Exercise prompt: Pick out every line in the data below that holds "code".

[START OF Exercise material]

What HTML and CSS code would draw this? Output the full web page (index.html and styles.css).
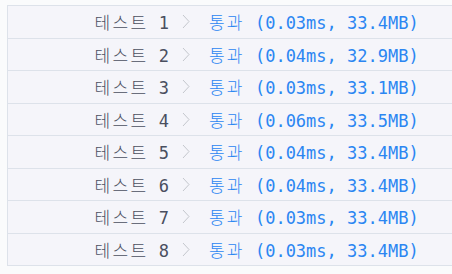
FILE: index.html
```html
<!DOCTYPE html>
<html lang="ko">
<head>
<meta charset="utf-8">
<link rel="stylesheet" href="styles.css">
</head>
<body>
<div class="results">
  <div class="row"><span class="label"><span class="ko">테스트</span> 1</span><span class="sep"><svg width="8" height="15" viewBox="0 0 8 15"><path d="M1 1 L7 7.5 L1 14" fill="none" stroke="#c4c7cd" stroke-width="1"/></svg></span><span class="res"><span class="ko">통과</span> (0.03ms, 33.4MB)</span></div>
  <div class="row"><span class="label"><span class="ko">테스트</span> 2</span><span class="sep"><svg width="8" height="15" viewBox="0 0 8 15"><path d="M1 1 L7 7.5 L1 14" fill="none" stroke="#c4c7cd" stroke-width="1"/></svg></span><span class="res"><span class="ko">통과</span> (0.04ms, 32.9MB)</span></div>
  <div class="row"><span class="label"><span class="ko">테스트</span> 3</span><span class="sep"><svg width="8" height="15" viewBox="0 0 8 15"><path d="M1 1 L7 7.5 L1 14" fill="none" stroke="#c4c7cd" stroke-width="1"/></svg></span><span class="res"><span class="ko">통과</span> (0.03ms, 33.1MB)</span></div>
  <div class="row"><span class="label"><span class="ko">테스트</span> 4</span><span class="sep"><svg width="8" height="15" viewBox="0 0 8 15"><path d="M1 1 L7 7.5 L1 14" fill="none" stroke="#c4c7cd" stroke-width="1"/></svg></span><span class="res"><span class="ko">통과</span> (0.06ms, 33.5MB)</span></div>
  <div class="row"><span class="label"><span class="ko">테스트</span> 5</span><span class="sep"><svg width="8" height="15" viewBox="0 0 8 15"><path d="M1 1 L7 7.5 L1 14" fill="none" stroke="#c4c7cd" stroke-width="1"/></svg></span><span class="res"><span class="ko">통과</span> (0.04ms, 33.4MB)</span></div>
  <div class="row"><span class="label"><span class="ko">테스트</span> 6</span><span class="sep"><svg width="8" height="15" viewBox="0 0 8 15"><path d="M1 1 L7 7.5 L1 14" fill="none" stroke="#c4c7cd" stroke-width="1"/></svg></span><span class="res"><span class="ko">통과</span> (0.04ms, 33.4MB)</span></div>
  <div class="row"><span class="label"><span class="ko">테스트</span> 7</span><span class="sep"><svg width="8" height="15" viewBox="0 0 8 15"><path d="M1 1 L7 7.5 L1 14" fill="none" stroke="#c4c7cd" stroke-width="1"/></svg></span><span class="res"><span class="ko">통과</span> (0.03ms, 33.4MB)</span></div>
  <div class="row"><span class="label"><span class="ko">테스트</span> 8</span><span class="sep"><svg width="8" height="15" viewBox="0 0 8 15"><path d="M1 1 L7 7.5 L1 14" fill="none" stroke="#c4c7cd" stroke-width="1"/></svg></span><span class="res"><span class="ko">통과</span> (0.03ms, 33.4MB)</span></div>
</div>
</body>
</html>
```
FILE: styles.css
```css
html, body {
  margin: 0;
  background: #fafbfc;
  overflow: hidden;
}
body {
  padding: 5px 0 0 7px;
}
.results {
  width: 450px;
  background: #f5f5fa;
  border: 1px solid #dde2ea;
  border-bottom: none;
  border-right: none;
  font-family: "DejaVu Sans Mono", "Noto Sans CJK KR", monospace;
  font-size: 17px;
}
.row {
  display: flex;
  align-items: center;
  height: 31.5px;
  border-bottom: 1px solid #dde2ea;
}
.ko {
  font-family: "Noto Sans CJK KR", sans-serif;
  font-weight: 300;
  letter-spacing: 2.2px;
}
.label {
  width: 161px;
  text-align: right;
  color: #4a4f5f;
  white-space: pre;
}
.label .ko {
  letter-spacing: 2.4px;
}
.sep {
  display: flex;
  align-items: center;
  padding: 0 0 0 13px;
  width: 24px;
}
.res {
  padding-left: 3px;
  color: #2b86f2;
  white-space: pre;
}
```
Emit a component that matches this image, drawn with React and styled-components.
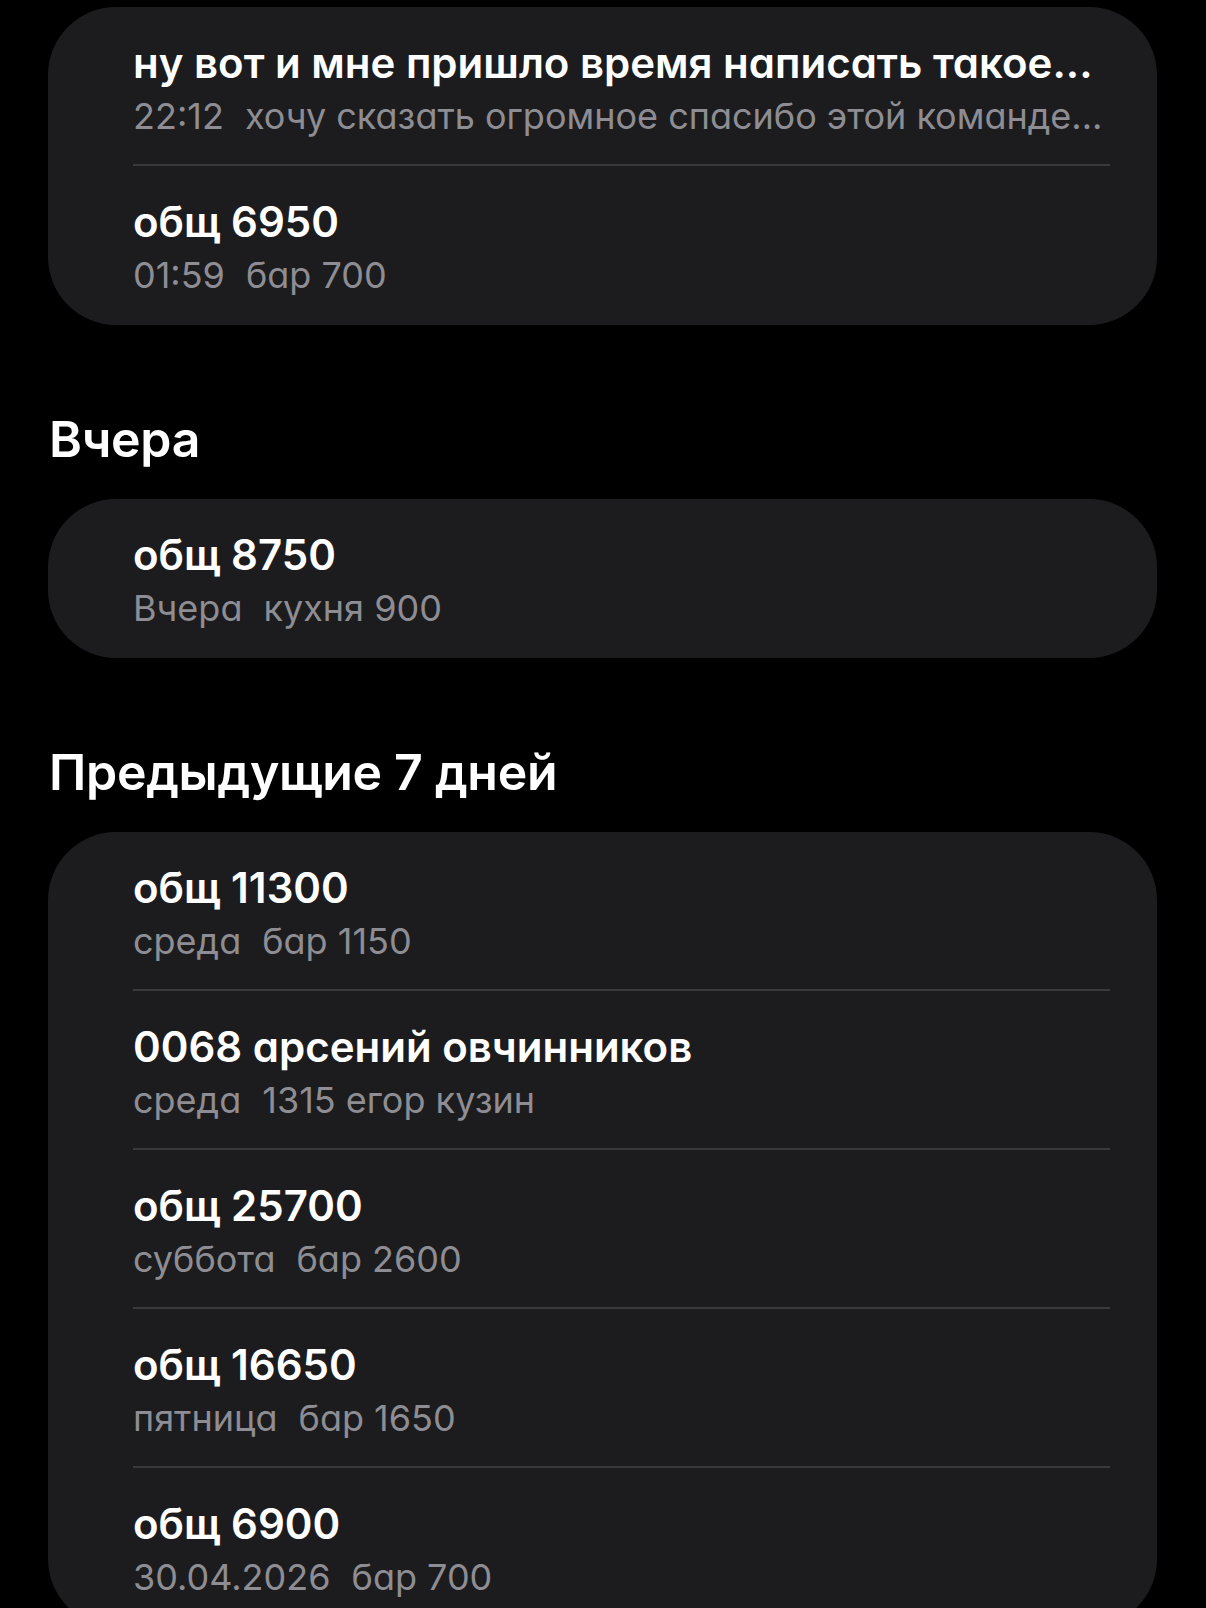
import React from 'react';
import styled, { createGlobalStyle } from 'styled-components';

const GlobalStyle = createGlobalStyle`
  html, body {
    margin: 0;
    padding: 0;
    background: #000;
  }
  body {
    font-family: Inter, "Noto Sans", "Liberation Sans", sans-serif;
    color: #fff;
    -webkit-font-smoothing: antialiased;
  }
`;

const Page = styled.main`
  box-sizing: border-box;
  width: 1206px;
  height: 1608px;
  overflow: hidden;
  padding: 7px 49px 0 48px;
  background: #000;
`;

const SectionTitle = styled.h2`
  margin: 84px 0 30px 1px;
  font-size: 50px;
  line-height: 60px;
  font-weight: 600;
  letter-spacing: -0.3px;
  color: #fff;
`;

const Card = styled.section`
  background: #1c1c1e;
  border-radius: 68px;
  overflow: hidden;
`;

const Row = styled.div`
  padding: 0 47px 0 85px;
`;

const RowBody = styled.div`
  box-sizing: border-box;
  height: 159px;
  padding-top: 31px;
  border-bottom: ${(props) => (props.last ? 'none' : '2.5px solid #3a3a3c')};
`;

const Title = styled.div`
  font-size: 42px;
  line-height: 50px;
  font-weight: 600;
  font-feature-settings: 'cv11';
  white-space: nowrap;
  overflow: hidden;
`;

const Sub = styled.div`
  margin-top: 6px;
  font-size: 36px;
  line-height: 44px;
  font-weight: 400;
  font-feature-settings: 'cv11';
  color: #8d8d93;
  white-space: nowrap;
  overflow: hidden;
`;

const Time = styled.span`
  margin-right: 21px;
`;

const groups = [
  {
    title: null,
    items: [
      {
        title: 'ну вот и мне пришло время написать такое...',
        time: '22:12',
        text: 'хочу сказать огромное спасибо этой команде...',
      },
      { title: 'общ 6950', time: '01:59', text: 'бар 700' },
    ],
  },
  {
    title: 'Вчера',
    items: [{ title: 'общ 8750', time: 'Вчера', text: 'кухня 900' }],
  },
  {
    title: 'Предыдущие 7 дней',
    items: [
      { title: 'общ 11300', time: 'среда', text: 'бар 1150' },
      { title: '0068 арсений овчинников', time: 'среда', text: '1315 егор кузин' },
      { title: 'общ 25700', time: 'суббота', text: 'бар 2600' },
      { title: 'общ 16650', time: 'пятница', text: 'бар 1650' },
      { title: 'общ 6900', time: '30.04.2026', text: 'бар 700' },
    ],
  },
];

export default function App() {
  return (
    <>
      <GlobalStyle />
      <Page>
        {groups.map((group, gi) => (
          <React.Fragment key={gi}>
            {group.title && <SectionTitle>{group.title}</SectionTitle>}
            <Card>
              {group.items.map((item, i) => (
                <Row key={i}>
                  <RowBody last={i === group.items.length - 1}>
                    <Title>{item.title}</Title>
                    <Sub>
                      <Time>{item.time}</Time>
                      {item.text}
                    </Sub>
                  </RowBody>
                </Row>
              ))}
            </Card>
          </React.Fragment>
        ))}
      </Page>
    </>
  );
}
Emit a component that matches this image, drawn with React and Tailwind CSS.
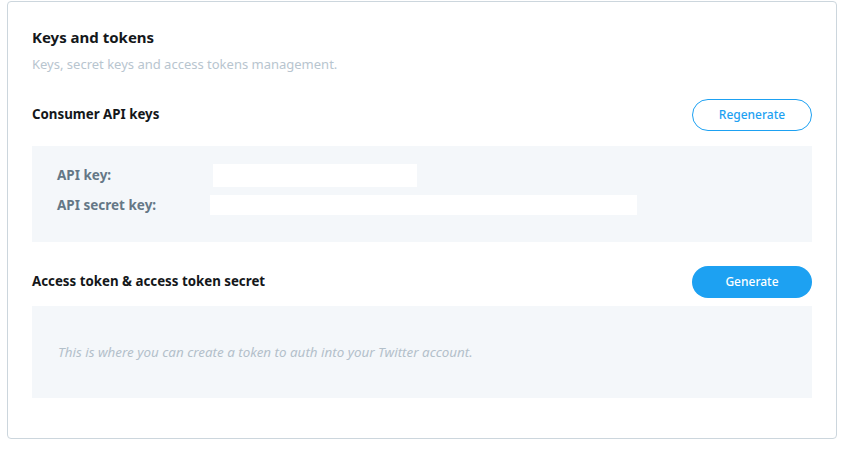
import React from 'react';

const font = { fontFamily: '"Noto Sans", "Open Sans", sans-serif' };

const SectionHeader = ({ title, children }) => (
  <div className="flex items-center justify-between">
    <h3 className="text-[13.3px] font-bold text-[#14171a]">{title}</h3>
    {children}
  </div>
);

const App = () => {
  return (
    <div className="w-[856px] h-[460px] bg-white pl-[7px] pt-px" style={font}>
      {/* Card */}
      <div className="w-[830px] h-[438px] border border-[#ccd6dd] rounded-[4px] px-6 pt-[25px]">
        <h2 className="text-[15px] leading-5 font-bold text-[#14171a]">Keys and tokens</h2>
        <p className="mt-[8px] text-[13px] leading-[18px] text-[#b8c5cf]">
          Keys, secret keys and access tokens management.
        </p>

        {/* Consumer API keys */}
        <div className="mt-[26px]">
          <SectionHeader title="Consumer API keys">
            <button
              type="button"
              className="w-[120px] h-[32px] rounded-full border border-[#1da1f2] text-[#1da1f2] text-[12px] font-medium"
            >
              Regenerate
            </button>
          </SectionHeader>
          <div className="mt-[15px] h-[96px] bg-[#f4f7fa] pt-[18px] pl-[25px]">
            <div className="flex items-center h-[23px]">
              <span className="w-[156px] text-[13.5px] font-bold text-[#657786]">API key:</span>
              <div className="w-[204px] h-[23px] bg-white" />
            </div>
            <div className="flex items-center h-[20px] mt-[8px]">
              <span className="w-[153px] text-[13.5px] font-bold text-[#657786]">API secret key:</span>
              <div className="w-[427px] h-[20px] bg-white" />
            </div>
          </div>
        </div>

        {/* Access token */}
        <div className="mt-[24px]">
          <SectionHeader title="Access token & access token secret">
            <button
              type="button"
              className="w-[120px] h-[32px] rounded-full bg-[#1da1f2] text-white text-[12px] font-medium"
            >
              Generate
            </button>
          </SectionHeader>
          <div className="mt-[8px] h-[92px] bg-[#f4f7fa] flex items-center pl-[26px]">
            <p className="text-[13.4px] italic text-[#b3c0ca]">
              This is where you can create a token to auth into your Twitter account.
            </p>
          </div>
        </div>
      </div>
    </div>
  );
};

export default App;
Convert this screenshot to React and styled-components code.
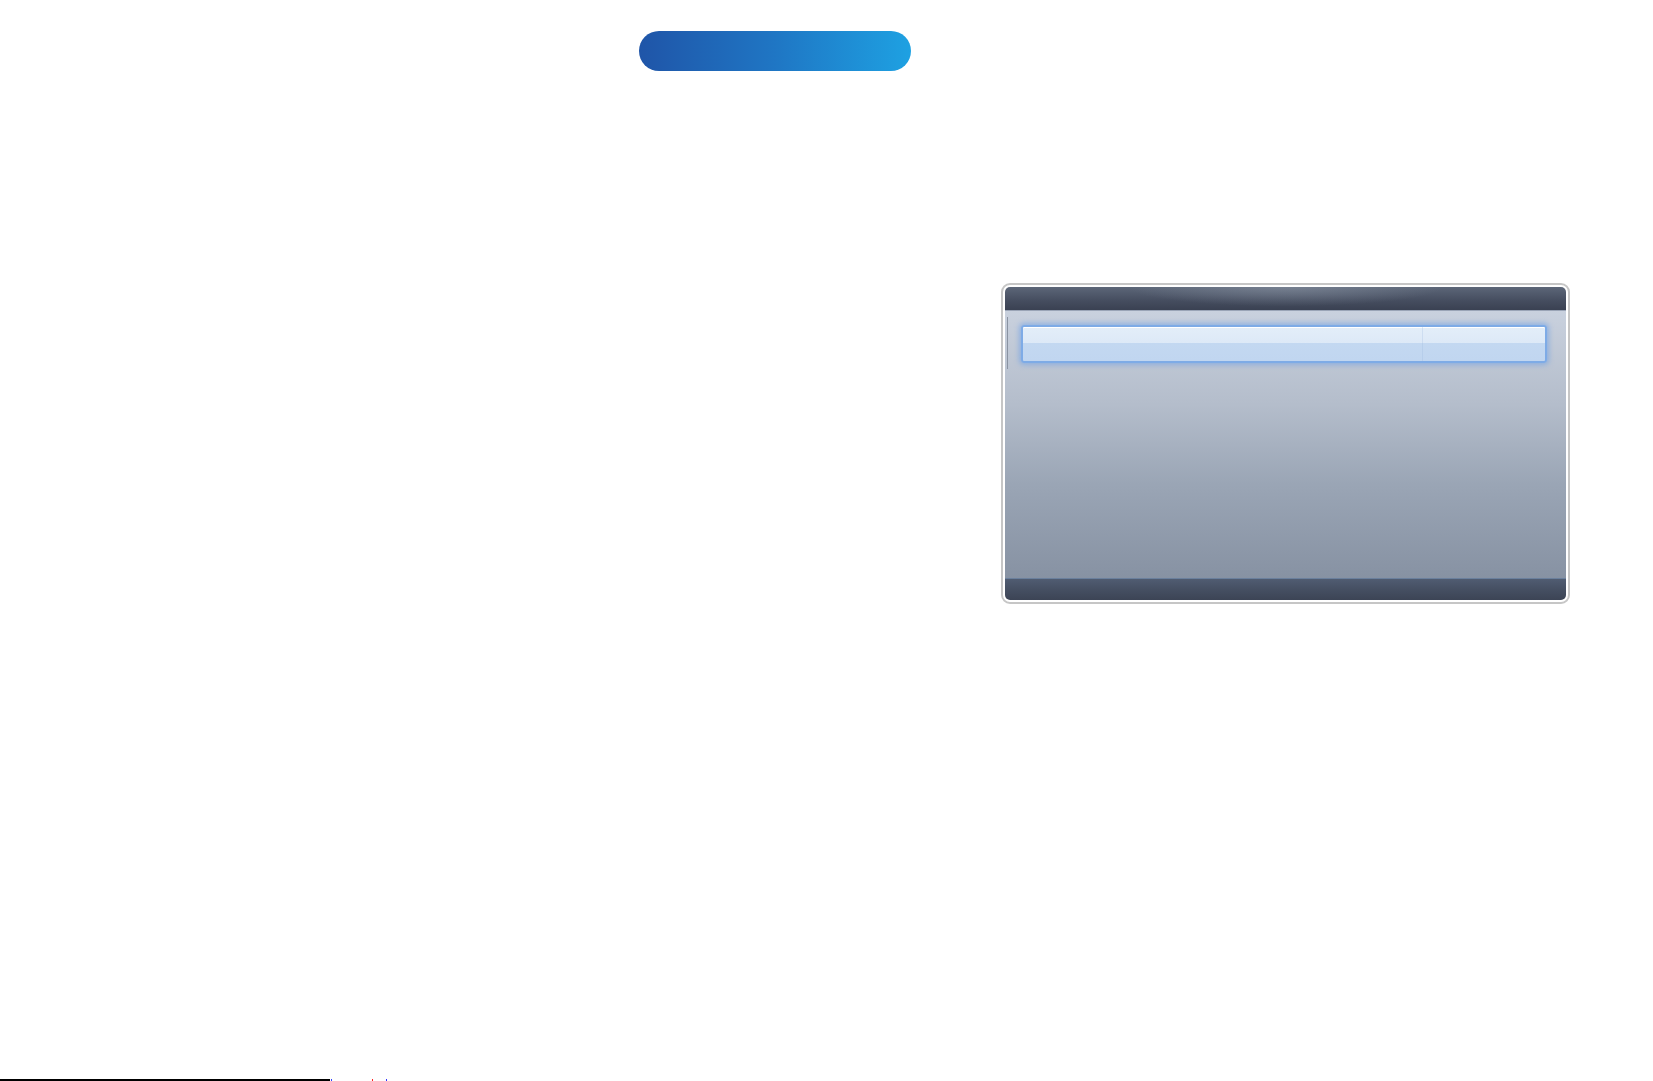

[END OF Exercise material]

Solution to the exercise:
What HTML and CSS code would draw this? Output the full web page (index.html and styles.css).
Convert this screenshot to React and styled-components code.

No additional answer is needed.